How have activist groups and Democratic primary challengers responded to members who voted for H.R. 7006?
Executive summary
A cross-ideological firestorm followed the House passage of H.R. 7006: progressive activist networks and allied writers publicly identified and mobilized against the 153 House Democrats who voted “yea,” seeding primary challenges in some districts, while conservative groups celebrated the votes as advancing the Trump agenda [1] [2] [3]. Congressional Democrats who opposed the bill framed the package as ceding core Democratic priorities to MAGA leadership and used public statements to differentiate themselves from colleagues who supported the measure [4] [5].
1. What the vote was and who voted for it
H.R. 7006, an omnibus appropriations vehicle combining Financial Services/Government and National Security/State Department funding, passed the House on January 14, 2026 by a wide margin (341–79) and, according to reporting compiled by activists and official roll calls, drew 153 Democratic “yea” votes that have become a focal point for criticism [2] [6] [1].
2. Progressive activist groups turned the roll call into a targeting list
Left-leaning organizers and commentators immediately converted the roll call into a map of vulnerability, publicizing the names of Democrats who supported the bill and urging donors and volunteers to back challengers or pressure incumbents to recant or explain their votes; Qasim Rashid’s compilation is one explicit example of that tactic, listing the Democrats who voted yes and identifying primary opponents in specific districts, notably in Illinois [1]. That activist framing treats the vote not as a complex appropriations judgment but as a betrayal of Democratic policy priorities—especially on abortion, foreign assistance and public health—amplifying pressure on incumbents to justify votes that critics say advanced elements of the Trump agenda [1].
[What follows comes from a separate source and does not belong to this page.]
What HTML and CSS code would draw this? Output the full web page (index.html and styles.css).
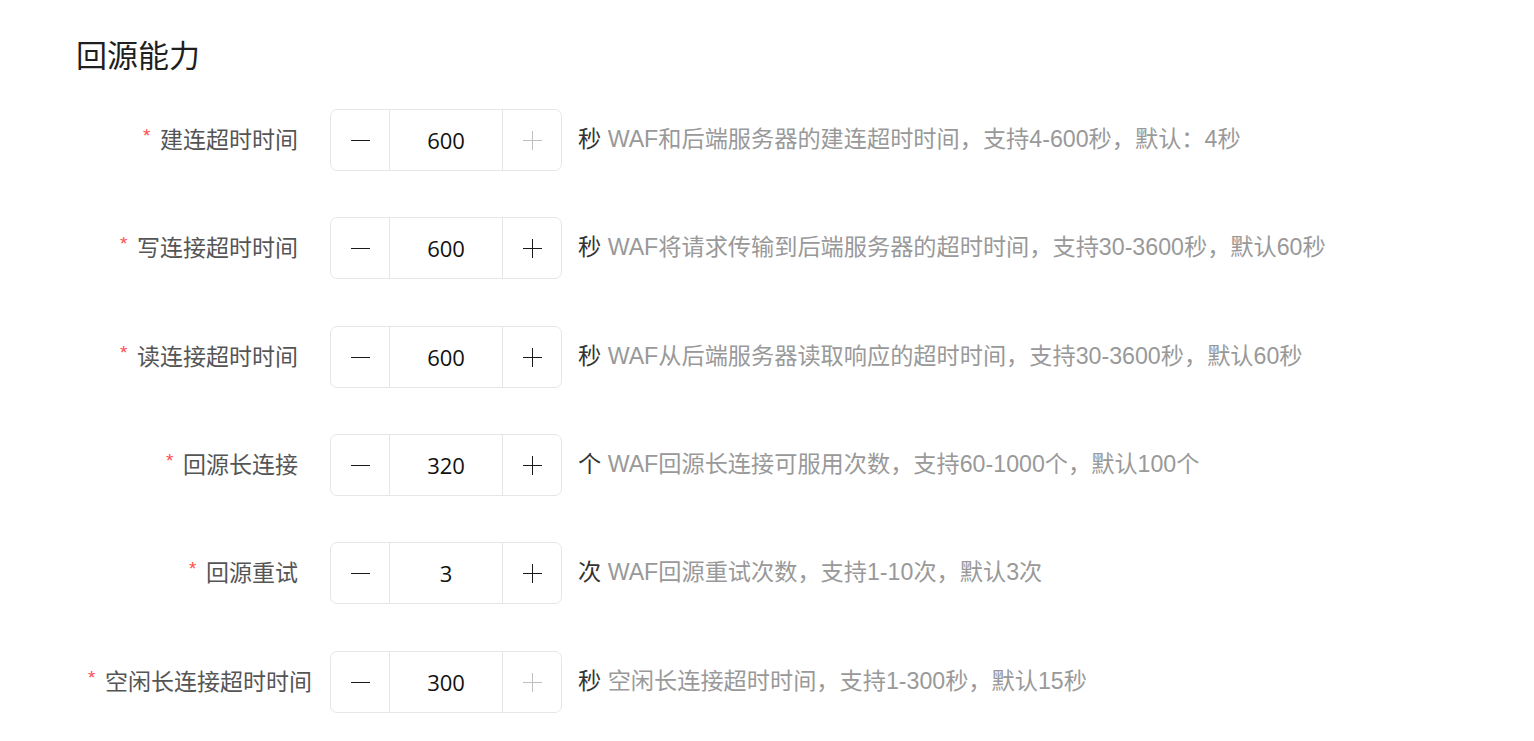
FILE: index.html
```html
<!DOCTYPE html>
<html lang="zh-CN">
<head>
<meta charset="utf-8">
<link rel="stylesheet" href="styles.css">
</head>
<body>
<div class="page">
  <h2 class="title">回源能力</h2>
  <div class="form">
    <div class="row">
      <div class="label"><span class="req">*</span>建连超时时间</div>
      <div class="stepper">
        <div class="btn"><span class="minus"></span></div>
        <div class="value">600</div>
        <div class="btn disabled"><span class="plus"></span></div>
      </div>
      <div class="desc"><span class="unit">秒</span> WAF和后端服务器的建连超时时间，支持4-600秒，默认：4秒</div>
    </div>
    <div class="row">
      <div class="label"><span class="req">*</span>写连接超时时间</div>
      <div class="stepper">
        <div class="btn"><span class="minus"></span></div>
        <div class="value">600</div>
        <div class="btn"><span class="plus"></span></div>
      </div>
      <div class="desc"><span class="unit">秒</span> WAF将请求传输到后端服务器的超时时间，支持30-3600秒，默认60秒</div>
    </div>
    <div class="row">
      <div class="label"><span class="req">*</span>读连接超时时间</div>
      <div class="stepper">
        <div class="btn"><span class="minus"></span></div>
        <div class="value">600</div>
        <div class="btn"><span class="plus"></span></div>
      </div>
      <div class="desc"><span class="unit">秒</span> WAF从后端服务器读取响应的超时时间，支持30-3600秒，默认60秒</div>
    </div>
    <div class="row">
      <div class="label"><span class="req">*</span>回源长连接</div>
      <div class="stepper">
        <div class="btn"><span class="minus"></span></div>
        <div class="value">320</div>
        <div class="btn"><span class="plus"></span></div>
      </div>
      <div class="desc"><span class="unit">个</span> WAF回源长连接可服用次数，支持60-1000个，默认100个</div>
    </div>
    <div class="row">
      <div class="label"><span class="req">*</span>回源重试</div>
      <div class="stepper">
        <div class="btn"><span class="minus"></span></div>
        <div class="value">3</div>
        <div class="btn"><span class="plus"></span></div>
      </div>
      <div class="desc"><span class="unit">次</span> WAF回源重试次数，支持1-10次，默认3次</div>
    </div>
    <div class="row">
      <div class="label"><span class="req">*</span>空闲长连接超时时间</div>
      <div class="stepper">
        <div class="btn"><span class="minus"></span></div>
        <div class="value">300</div>
        <div class="btn disabled"><span class="plus"></span></div>
      </div>
      <div class="desc"><span class="unit">秒</span> 空闲长连接超时时间，支持1-300秒，默认15秒</div>
    </div>
  </div>
</div>
</body>
</html>
```
FILE: styles.css
```css
html, body {
  margin: 0;
  padding: 0;
  background: #fff;
}
body {
  font-family: "Liberation Sans", "Noto Sans CJK SC", sans-serif;
  color: #333;
}
.page {
  padding: 33px 0 0 76px;
}
.title {
  margin: 0;
  font-family: "Noto Sans CJK SC", sans-serif;
  font-size: 31px;
  line-height: 42px;
  font-weight: 400;
  color: #1f1f1f;
}
.form {
  display: flex;
  flex-direction: column;
  gap: 46px;
  margin-top: 34px;
}
.row {
  display: flex;
  align-items: center;
  height: 62px;
}
.row:nth-child(3n) {
  margin-top: 1px;
}
.label {
  flex: none;
  width: 210px;
  margin-left: 12px;
  margin-right: 32px;
  padding-bottom: 5px;
  text-align: right;
  font-family: "Noto Sans CJK SC", sans-serif;
  font-size: 23px;
  line-height: 32px;
  color: #555;
  white-space: nowrap;
}
.req {
  display: inline-block;
  width: 17px;
  text-align: left;
  color: #ff4d4f;
  font-family: "Liberation Sans", sans-serif;
  font-size: 19px;
  line-height: 1;
  vertical-align: 6px;
}
.stepper {
  flex: none;
  display: flex;
  width: 232px;
  height: 62px;
  box-sizing: border-box;
  border: 1px solid #e6e6e6;
  border-radius: 7px;
}
.btn {
  width: 58px;
  display: flex;
  align-items: center;
  justify-content: center;
}
.value {
  flex: 1;
  border-left: 1px solid #e6e6e6;
  border-right: 1px solid #e6e6e6;
  display: flex;
  align-items: center;
  justify-content: center;
  font-family: "Open Sans", "Noto Sans", sans-serif;
  font-size: 22px;
  color: #111;
}
.minus, .plus {
  display: block;
  width: 19px;
  height: 19px;
  position: relative;
}
.minus::before, .plus::before, .plus::after {
  content: "";
  position: absolute;
  background: #1a1a1a;
}
.minus::before, .plus::before {
  left: 0;
  right: 0;
  top: 9px;
  height: 1px;
}
.plus::after {
  top: 0;
  bottom: 0;
  left: 9px;
  width: 1px;
}
.disabled .plus::before, .disabled .plus::after {
  background: #bfbfbf;
}
.desc {
  margin-left: 16px;
  padding-bottom: 5px;
  font-size: 23.2px;
  line-height: 32px;
  color: #999;
  white-space: nowrap;
}
.unit {
  color: #333;
  font-family: "Noto Sans CJK SC", sans-serif;
}
```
3. Primary challengers and campaigns: concrete threats in some districts
Rashid’s piece explicitly names primary challengers opposing several Democrats who voted for H.R. 7006—citing, for example, Morgan Coghill opposing Rep. Brad Schneider and Dylan Blaha challenging Rep. Nikki Budzinski in Illinois—signaling that at least some races have already attracted targeted opposition grounded in the vote [1]. That grassroots-driven slate-building demonstrates how activist networks convert a single roll call into localized campaign infrastructure; however, available reporting does not provide a comprehensive national list of all primary bids tied to the vote, so the scale beyond highlighted districts is not fully documented in the sources provided [1].
4. Institutional Democrats and progressive critics issued competing narratives
Prominent Democrats who voted against H.R. 7006 framed their opposition in stark terms—Rep. Jamie Raskin called elements of the bill a “wrecking ball” against U.S. humanitarian and diplomatic capacity and emphasized cuts to foreign assistance and USAID as grounds for his no vote [4], while Rep. Lateefah Simon defended her no vote as protecting international family planning and HIV/AIDS programs [5]. These public statements have dual intent: to draw a policy contrast with colleagues who voted yes and to provide a rallying point for activists seeking accountability. Conversely, conservative advocacy groups like Heritage Action seized on amendments and key votes within H.R. 7006 as positive, indicating that some outside groups view Democratic yes votes as aligning with conservative priorities [3].
5. Stakes, limits of current reporting, and political implications
The mobilization around H.R. 7006 demonstrates how an appropriations vote can be repurposed into a litmus-test moment by activists and insurgent campaigns, but existing reporting catalogs examples and lists rather than a complete tally of outcomes; the sources document explicit targeting and named challengers in some districts, activist lists highlighting the 153 Democrats, and competing public statements from House Democrats, yet they do not supply a full national accounting of all primary challengers or the fundraising and organizational consequences that will determine whether those challenges succeed [1] [6] [4]. What is clear from the documentation is that the vote has crystallized intra-party tensions and given both progressive activists and conservative groups a mobilizing issue—raising the probability that some incumbents will face serious primary or reputational consequences, even as the larger arc of those contests remains to be reported [2] [7].